Drug manufacturers are reporting positive strides in terms of increasing access to investigational drugs outside clinical trials, according to a Government Accounting Office (GAO) report issued Monday (September 9).
Of the 29 manufacturers interviewed, 23 posted their expanded access policies on their websites; four said they wouldn’t consider expanded access requests. The U.S. Food and Drug Administration (FDA) has been pushing for greater access as long as safety considerations are met, among other factors.
“Questions have been raised in recent years about whether clinical trial eligibility criteria are too narrow and exclude patients who are likely to be treated once a drug is approved, and FDA has historically provided guidance to manufacturers to help them consider the circumstances under which they could broaden these criteria without compromising study results or raising ethical issues,” the GAO report said.
Drug manufacturers also took the opportunity to promote clinical trials themselves. Officials from two drug manufacturers responded to the study and said broader eligibility criteria will allow more patients to access investigational drugs through clinical trial participation. It can also, officials said, help them obtain FDA approval for a drug that extends to a wider range of patients, if the drug is found to be safe and effective.

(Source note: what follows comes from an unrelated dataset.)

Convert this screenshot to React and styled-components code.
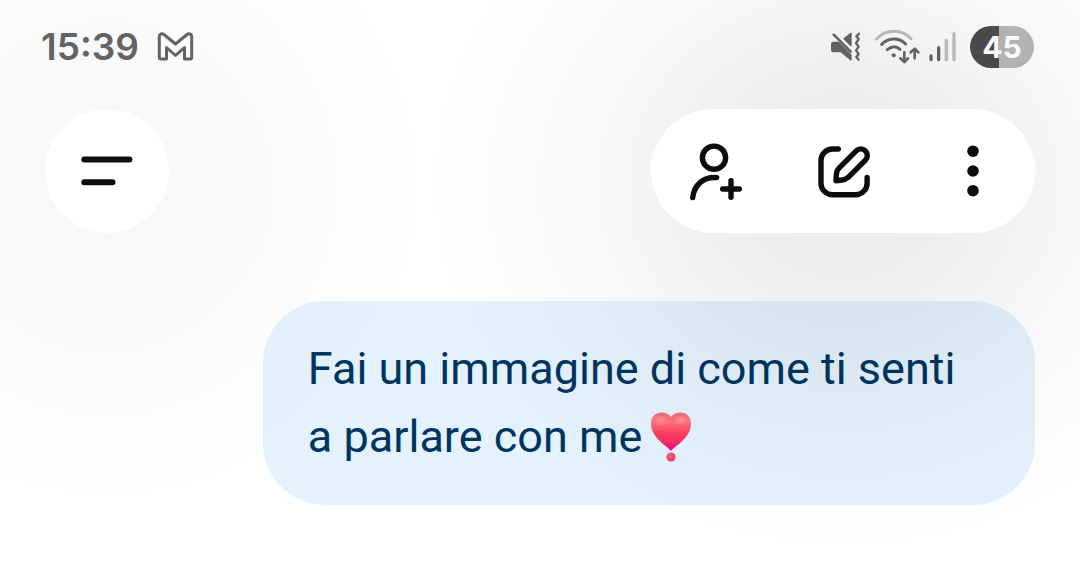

Further, officials from one of the two manufacturers noted that broader eligibility criteria, such as criteria that include patients with infections, could help streamline the process for conducting clinical trials—for example, by eliminating the need to conduct clinical testing to screen for the presence of infections.
Although most drug manufacturers in the review did not report efforts to broaden their eligibility criteria, many noted efforts to address other barriers to clinical trial participation. For example, to address geographic barriers, officials from six of the 10 manufacturers said they help cover costs for patients to travel to clinical trial sites, such as by reimbursing transportation and hotel costs for patients who travel long distances.
In addition, officials from one manufacturer said they completed a pilot clinical trial on diabetes in 2019 that used decentralized trial locations in three states, such as retail health clinics and patients’ homes, to help patients overcome challenges with obtaining transportation to trial sites.
Similarly, within the next two years, another manufacturer is planning to conduct a pilot clinical trial that is fully remote and expects the design to improve patient participation in rural communities.
To address the lack of information about upcoming and ongoing clinical trials that is available and tailored to patients, two manufacturers launched clinical trial registries in 2015 and 2016.